:: GOAL ::
In the listing that follows, retype every line from the first through the one containing "const active = ref(3)". Pictures are to be left out.

◇ ◇ ◇ ◇

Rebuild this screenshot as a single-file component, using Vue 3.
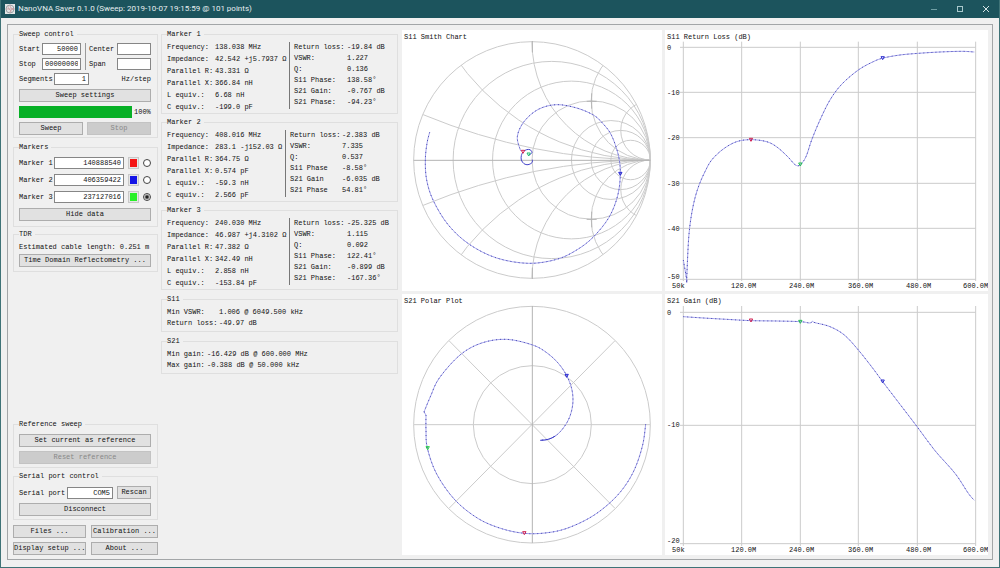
<script setup>
import { ref } from 'vue'

const start = ref('50000')
const stop = ref('00000000')
const center = ref('')
const span = ref('')
const segments = ref('1')
const port = ref('COM5')
const active = ref(3)

const markers = ref([
  { id: 1, value: '140888540', color: '#f41414' },
  { id: 2, value: '406359422', color: '#1414e6' },
  { id: 3, value: '237127016', color: '#28f028' }
])

const readouts = [
  {
    title: 'Marker 1',
    left: [['Frequency:', '138.038 MHz'], ['Impedance:', '42.542 +j5.7937 Ω'], ['Parallel R:', '43.331 Ω'], ['Parallel X:', '366.84 nH'], ['L equiv.:', '6.68 nH'], ['C equiv.:', '-199.0 pF']],
    right: [['Return loss:', '-19.84 dB'], ['VSWR:', '1.227'], ['Q:', '0.136'], ['S11 Phase:', '138.58°'], ['S21 Gain:', '-0.767 dB'], ['S21 Phase:', '-94.23°']]
  },
  {
    title: 'Marker 2',
    narrow: true,
    left: [['Frequency:', '408.016 MHz'], ['Impedance:', '283.1 -j152.03 Ω'], ['Parallel R:', '364.75 Ω'], ['Parallel X:', '0.574 pF'], ['L equiv.:', '-59.3 nH'], ['C equiv.:', '2.566 pF']],
    right: [['Return loss:', '-2.383 dB'], ['VSWR:', '7.335'], ['Q:', '0.537'], ['S11 Phase', '-8.58°'], ['S21 Gain', '-6.035 dB'], ['S21 Phase', '54.81°']]
  },
  {
    title: 'Marker 3',
    left: [['Frequency:', '240.030 MHz'], ['Impedance:', '46.987 +j4.3102 Ω'], ['Parallel R:', '47.382 Ω'], ['Parallel X:', '342.49 nH'], ['L equiv.:', '2.858 nH'], ['C equiv.:', '-153.84 pF']],
    right: [['Return loss:', '-25.325 dB'], ['VSWR:', '1.115'], ['Q:', '0.092'], ['S11 Phase:', '122.41°'], ['S21 Gain:', '-0.899 dB'], ['S21 Phase:', '-167.36°']]
  }
]

// Smooth curve through the sample points (Catmull-Rom to cubic Bezier)
function curve(p) {
  let d = `M${p[0][0]} ${p[0][1]}`
  for (let i = 0; i < p.length - 1; i++) {
    const a = p[i - 1] || p[i]
    const b = p[i]
    const c = p[i + 1]
    const e = p[i + 2] || c
    d += `C${b[0] + (c[0] - a[0]) / 6} ${b[1] + (c[1] - a[1]) / 6} ${c[0] - (e[0] - b[0]) / 6} ${c[1] - (e[1] - b[1]) / 6} ${c[0]} ${c[1]}`
  }
  return d
}

const R = 355
const CX = 396
const CY = 405
const resistance = [0.2, 0.5, 1, 2, 3, 5].map(r => ({ cx: CX + (R * r) / (1 + r), r: R / (1 + r) }))
const reactance = [0.2, 0.5, 1, 2, 4].flatMap(x => [
  { cy: CY - R / x, r: R / x },
  { cy: CY + R / x, r: R / x }
])

const smithTrace = curve([[89, 322], [81, 355], [76, 405], [80, 465], [100, 527], [145, 600], [208, 658], [290, 699], [386, 715], [470, 703], [530, 675], [580, 636], [627, 577], [653, 512], [661, 447], [655, 390], [634, 330], [608, 295], [580, 270], [530, 249], [470, 239], [415, 253], [372, 290], [352, 335], [362, 378]])
const smithLoop = curve([[368, 382], [364, 392], [364, 405], [372, 416], [384, 419], [396, 413], [397, 404]]) + curve([[372, 378], [380, 374], [390, 374], [396, 382], [391, 388], [386, 390]])
const polarTrace = curve([[737, 403], [728, 465], [705, 535], [672, 592], [628, 640], [570, 683], [498, 716], [435, 729], [373, 730], [305, 716], [235, 686], [165, 630], [110, 552], [82, 474], [78, 420], [78, 375]]) + 'L72 366' + curve([[72, 366], [92, 318], [118, 264], [180, 195], [245, 159], [320, 148], [398, 165], [440, 188], [475, 220], [500, 257], [516, 300], [518, 345], [505, 390], [478, 428], [450, 446], [421, 451]])
const lossTrace = curve([[70, 705], [80, 763], [80, 763], [85, 655], [90, 600], [97, 555], [106, 515], [118, 478], [135, 440], [155, 405], [190, 372], [230, 350], [273, 344], [320, 350], [352, 367], [385, 397], [405, 419], [420, 420], [438, 395], [455, 345], [480, 285], [510, 225], [545, 178], [595, 135], [640, 110], [670, 99], [720, 90], [775, 85], [840, 81], [905, 79], [943, 81]])
const gainTrace = curve([[70, 80], [130, 84], [200, 88], [273, 92], [350, 93], [421, 95], [450, 99], [457, 94], [465, 98], [510, 110], [553, 135], [595, 180], [640, 237], [668, 275], [720, 343], [772, 411], [825, 482], [885, 550], [925, 610], [943, 631]])

const ticks = [['50k', 7], ['120.0M', 66], ['240.0M', 124], ['360.0M', 183], ['480.0M', 241], ['600.0M', 298]]
const gridX = [70, 245, 421, 595, 772, 947]
const linear = [
  {
    title: 'S11 Return Loss (dB)', trace: lossTrace, shift: 'translate(-15 -15)',
    rows: [67, 202, 338, 475, 610, 763], top: 50,
    labels: [['0', 20], ['-10', 65], ['-20', 110], ['-30', 156], ['-40', 201], ['-50', 249]],
    marks: [[273, 345, '#d02050'], [421, 419, '#20c050'], [668, 100, '#3030d0']],
    tickY: 258
  },
  {
    title: 'S21 Gain (dB)', trace: gainTrace, shift: 'translate(-15 -12)',
    rows: [67, 406, 761], top: 48,
    labels: [['0', 21], ['-10', 133], ['-20', 249]],
    marks: [[273, 92, '#d02050'], [421, 96, '#20c050'], [668, 275, '#3030d0']],
    tickY: 258
  }
]
const smithMarks = [[369, 381, '#d02050'], [386, 389, '#20c070'], [661, 447, '#2020d0']]
const polarMarks = [[373, 730, '#d02050'], [83, 475, '#20d040'], [500, 258, '#2020d0']]
const tri = m => `M${m[0] - 5} ${m[1] - 5}h10l-5 9z`
</script>

<template>
  <div class="window">
    <header class="titlebar">
      <svg class="logo" viewBox="0 0 10 10" aria-hidden="true">
        <rect width="10" height="10" fill="#e3e6e6" />
        <circle cx="5" cy="5" r="4" fill="none" stroke="#9aa5a8" />
        <path d="M1 5h8M5 1c0 3 2 4 4 4M5 9c0-3 2-4 4-4M3 2c0 4 3 3 3 6" fill="none" stroke="#c18f94" stroke-width=".7" />
      </svg>
      <h1>NanoVNA Saver 0.1.0 (Sweep: 2019-10-07 19:15:59 @ 101 points)</h1>
      <div class="winbtns">
        <button type="button" aria-label="Minimize"><svg viewBox="0 0 8 8"><path d="M1 4.5h6" stroke="#6f9ea3" /></svg></button>
        <button type="button" aria-label="Maximize"><svg viewBox="0 0 8 8"><rect x="1.5" y="1.5" width="5" height="5" fill="none" stroke="#a9c8cc" /></svg></button>
        <button type="button" aria-label="Close"><svg viewBox="0 0 8 8"><path d="M1 1l6 6M7 1l-6 6" stroke="#d5e4e6" /></svg></button>
      </div>
    </header>

    <main>
      <div class="frame">
        <div class="controls">
          <fieldset class="sweep">
            <legend>Sweep control</legend>
            <div class="limits">
              <div class="pair">
                <label for="start">Start</label><input id="start" v-model="start">
                <label for="stop">Stop</label><input id="stop" v-model="stop">
              </div>
              <div class="pair second">
                <label for="center">Center</label><input id="center" v-model="center">
                <label for="span">Span</label><input id="span" v-model="span">
              </div>
            </div>
            <div class="row segs">
              <label for="segments">Segments</label><input id="segments" v-model="segments"><span>Hz/step</span>
            </div>
            <button type="button" class="btn gap">Sweep settings</button>
            <div class="row gap">
              <div class="bar" role="progressbar" aria-label="Sweep progress" aria-valuenow="100"></div>
              <span class="pct">100%</span>
            </div>
            <div class="row gap two">
              <button type="button" class="btn">Sweep</button>
              <button type="button" class="btn" disabled>Stop</button>
            </div>
          </fieldset>

          <fieldset class="markers">
            <legend>Markers</legend>
            <div v-for="m in markers" :key="m.id" class="row mk">
              <label :for="'m' + m.id">Marker {{ m.id }}</label>
              <input :id="'m' + m.id" v-model="m.value">
              <button type="button" class="swatch" :aria-label="'Marker ' + m.id + ' colour'"><i :style="{ background: m.color }"></i></button>
              <input v-model="active" type="radio" name="active" :value="m.id" :aria-label="'Use marker ' + m.id">
            </div>
            <button type="button" class="btn">Hide data</button>
          </fieldset>

          <fieldset class="tdr">
            <legend>TDR</legend>
            <p>Estimated cable length: 0.251 m</p>
            <button type="button" class="btn">Time Domain Reflectometry ...</button>
          </fieldset>

          <fieldset class="reference">
            <legend>Reference sweep</legend>
            <button type="button" class="btn">Set current as reference</button>
            <button type="button" class="btn" disabled>Reset reference</button>
          </fieldset>

          <fieldset class="serial">
            <legend>Serial port control</legend>
            <div class="row">
              <label for="port">Serial port</label><input id="port" v-model="port"><button type="button" class="btn">Rescan</button>
            </div>
            <button type="button" class="btn gap">Disconnect</button>
          </fieldset>

          <div class="dialogs">
            <button type="button" class="btn">Files ...</button>
            <button type="button" class="btn">Calibration ...</button>
            <button type="button" class="btn">Display setup ...</button>
            <button type="button" class="btn">About ...</button>
          </div>
        </div>

        <div class="data">
          <fieldset v-for="r in readouts" :key="r.title" class="readout" :class="{ narrow: r.narrow }">
            <legend>{{ r.title }}</legend>
            <dl class="left">
              <template v-for="v in r.left" :key="v[0]"><dt>{{ v[0] }}</dt><dd>{{ v[1] }}</dd></template>
            </dl>
            <dl class="right">
              <template v-for="v in r.right" :key="v[0]"><dt>{{ v[0] }}</dt><dd>{{ v[1] }}</dd></template>
            </dl>
          </fieldset>
          <fieldset class="summary s11">
            <legend>S11</legend>
            <dl>
              <dt>Min VSWR:</dt><dd>1.006 @ 6049.500 kHz</dd>
              <dt>Return loss:</dt><dd>-49.97 dB</dd>
            </dl>
          </fieldset>
          <fieldset class="summary s21">
            <legend>S21</legend>
            <dl>
              <dt>Min gain:</dt><dd>-16.429 dB @ 600.000 MHz</dd>
              <dt>Max gain:</dt><dd>-0.388 dB @ 50.000 kHz</dd>
            </dl>
          </fieldset>
        </div>

        <div class="charts">
          <svg class="chart" viewBox="0 0 260 261" role="img" aria-label="S11 Smith Chart">
            <defs><clipPath id="unit"><circle :cx="CX" :cy="CY" :r="R" /></clipPath></defs>
            <text x="2" y="9">S11 Smith Chart</text>
            <g transform="scale(.33333) translate(-6 -15)">
              <g class="grid">
                <circle :cx="CX" :cy="CY" :r="R" />
                <circle v-for="c in resistance" :key="c.r" :cx="c.cx" :cy="CY" :r="c.r" />
                <g clip-path="url(#unit)">
                  <circle v-for="c in reactance" :key="c.cy" :cx="CX + R" :cy="c.cy" :r="c.r" />
                </g>
                <path class="strong" d="M41 406H751M397 48v34M397 728v34M575 205v46M575 560v47M560 229h30M560 583h30" />
              </g>
              <path class="trace" :d="smithTrace" /><path class="dots" :d="smithTrace" />
              <path class="trace dense" :d="smithLoop" />
              <path v-for="m in smithMarks" :key="m[2]" class="mark" :d="tri(m)" :stroke="m[2]" />
            </g>
          </svg>

          <svg v-for="(c, i) in linear" :key="c.title" class="chart" :class="'lin' + i" viewBox="0 0 323 261" role="img" :aria-label="c.title">
            <text x="2" y="9">{{ c.title }}</text>
            <g :transform="'scale(.33333) ' + c.shift">
              <g class="grid">
                <path v-for="x in gridX" :key="x" :d="`M${x} ${c.top}V768`" />
                <path v-for="y in c.rows" :key="y" :d="`M60 ${y}H947`" />
              </g>
              <path class="trace" :d="c.trace" /><path class="dots" :d="c.trace" />
              <path v-for="m in c.marks" :key="m[2]" class="mark" :d="tri(m)" :stroke="m[2]" />
            </g>
            <text v-for="l in c.labels" :key="l[0]" x="2" :y="l[1]">{{ l[0] }}</text>
            <text v-for="t in ticks" :key="t[0]" :x="t[1]" :y="c.tickY">{{ t[0] }}</text>
          </svg>

          <svg class="chart polar" viewBox="0 0 260 261" role="img" aria-label="S21 Polar Plot">
            <text x="2" y="9">S21 Polar Plot</text>
            <g transform="scale(.33333) translate(-6 -12)">
              <g class="grid">
                <circle cx="396" cy="404" r="355" /><circle cx="397" cy="404" r="177" />
                <path d="M41 404H751M147 152L645 655M645 152L147 655" />
                <path class="strong" d="M397 48V759" />
              </g>
              <path class="trace" :d="polarTrace" /><path class="dots" :d="polarTrace" />
              <path class="trace dense" d="M421 451C440 451 452 447 466 438" />
              <path v-for="m in polarMarks" :key="m[2]" class="mark" :d="tri(m)" :stroke="m[2]" />
            </g>
          </svg>
        </div>
      </div>
    </main>
  </div>
</template>

<style>
html, body { margin: 0; background: #f0f0f0; }
</style>

<style scoped>
* { box-sizing: border-box; }
.window {
  min-height: 100vh;
  display: flex;
  flex-direction: column;
  border: 1px solid #3f7377;
  border-top: 0;
  background: #f0f0f0;
  color: #111;
  font: 7px/10px "Liberation Mono", "DejaVu Sans Mono", monospace;
}
.titlebar {
  display: flex;
  align-items: center;
  height: 18px;
  padding: 0 4px;
  background: #1c545d;
}
.logo { width: 10px; height: 10px; margin-right: 3px; }
h1 { margin: 0; flex: 1; color: #e6eff0; font: 400 8px/10px Roboto, "Noto Sans", sans-serif; }
.winbtns { display: flex; gap: 18px; padding-right: 5px; }
.winbtns button { width: 8px; height: 8px; padding: 0; border: 0; background: none; }
.winbtns svg { display: block; width: 8px; height: 8px; }

main { flex: 1; display: flex; padding: 6px 6px 7px; }
.frame {
  flex: 1;
  display: flex;
  padding: 5px 4px 4px 5px;
  border: 1px solid #a3a6a8;
}
.controls { width: 145px; margin-right: 3px; display: flex; flex-direction: column; }
.data { width: 237px; margin-right: 4px; }
.charts {
  flex: 1;
  display: grid;
  grid-template-columns: 260fr 323fr;
  gap: 3px;
  align-content: start;
}
.chart { display: block; width: 100%; background: #fff; }
.polar { grid-column: 1; grid-row: 2; }
.lin1 { grid-column: 2; grid-row: 2; }

fieldset { min-width: 0; margin: 0; padding: 0 6px 0 5px; border: 1px solid #dfdfdf; }
legend { padding: 0 3px 0 0; line-height: 8px; }
input, button { font: inherit; color: inherit; margin: 0; }
input:not([type="radio"]) {
  min-width: 0;
  height: 12px;
  padding: 0 2px;
  border: 1px solid #868686;
  border-radius: 0;
  background: #fff;
  text-align: right;
}
.btn {
  display: block;
  width: 100%;
  height: 13px;
  padding: 0;
  border: 1px solid #adadad;
  background: #e1e1e1;
  line-height: 11px;
  white-space: nowrap;
}
.btn:disabled { background: #cccccc; border-color: #c3c3c3; color: #888; }
.row { display: flex; align-items: center; }
.gap { margin-top: 4px; }
p { margin: 0; white-space: nowrap; }

.sweep { padding-top: 5px; padding-bottom: 2px; }
.limits { display: flex; }
.pair { flex: 1; display: grid; grid-template-columns: 23px 1fr; gap: 3px 0; align-items: center; padding-right: 4px; }
.pair.second { grid-template-columns: 28px 1fr; padding: 0 0 0 3px; border-left: 1px solid #9a9a9a; }
.segs { margin-top: 3px; }
.segs label { width: 35px; }
.segs input { width: 35px; }
.segs span { margin-left: auto; }
.bar { flex: 1; height: 12px; background: #06b025; }
.pct { width: 19px; padding-left: 2px; }
.two { gap: 4px; }

.markers { margin-top: 5px; padding-top: 6px; padding-bottom: 5px; }
.mk { margin-bottom: 5px; }
.mk label { width: 35px; flex: none; }
.mk input:not([type="radio"]) { flex: 1; }
.swatch { width: 11px; height: 12px; margin: 0 4px; padding: 1px; border: 1px solid #c8c8c8; background: #e6e6e6; }
.swatch i { display: block; height: 8px; }
input[type="radio"] {
  appearance: none;
  width: 8px;
  height: 8px;
  border: 1px solid #444;
  border-radius: 50%;
  background: #fff;
}
input[type="radio"]:checked { background: radial-gradient(circle, #222 1px, #fff 3px); }

.tdr { margin-top: 3px; padding-top: 4px; padding-bottom: 4px; }
.tdr .btn { margin-top: 2px; }

.reference { margin-top: auto; padding-top: 6px; padding-bottom: 3px; }
.reference .btn + .btn { margin-top: 4px; }
.serial { margin-top: 4px; padding-top: 6px; padding-bottom: 3px; }
.serial label { width: 48px; flex: none; }
.serial input { flex: 1; margin-right: 4px; }
.serial .row .btn { width: 34px; }
.dialogs { display: grid; grid-template-columns: 73px 67px; gap: 4px; margin-top: 5px; justify-content: space-between; }

dl, dd { margin: 0; }
dl { display: grid; white-space: nowrap; }
.data .readout { display: grid; grid-template-columns: 122px 1fr; margin-bottom: 4px; padding: 3px 0 0 5px; }
.data .narrow { grid-template-columns: 118px 1fr; }
.left { grid-template-columns: 48px 1fr; line-height: 12px; }
.right {
  grid-template-columns: 53px 1fr;
  align-content: start;
  height: 67px;
  margin-top: 1px;
  padding-left: 4px;
  border-left: 1px solid #777;
  line-height: 11px;
}
.narrow .right { grid-template-columns: 52px 1fr; }
.data .summary { margin-top: 5px; padding: 4px 5px 2px; line-height: 11px; }
.s11 dl { grid-template-columns: 52px 1fr; }
.s21 dl { grid-template-columns: 40px 1fr; }

.chart text { font: 7px "Liberation Mono", "DejaVu Sans Mono", monospace; fill: #111; }
.grid * { fill: none; }
.grid circle, .grid path { stroke: #cbcbcb; stroke-width: 3; }
.grid .strong { stroke: #b4b4b4; }
.trace { fill: none; stroke: #a3a3ea; stroke-width: 3; }
.dense { stroke: #4040c8; }
.dots { fill: none; stroke: #4a4ab4; stroke-width: 3; stroke-dasharray: 3 9; }
.mark { fill: none; stroke-width: 3; }
</style>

◇ ◇ ◇ ◇

:: TASK RESULT ::
Rebuild this screenshot as a single-file component, using Vue 3.
<script setup>
import { ref } from 'vue'

const start = ref('50000')
const stop = ref('00000000')
const center = ref('')
const span = ref('')
const segments = ref('1')
const port = ref('COM5')
const active = ref(3)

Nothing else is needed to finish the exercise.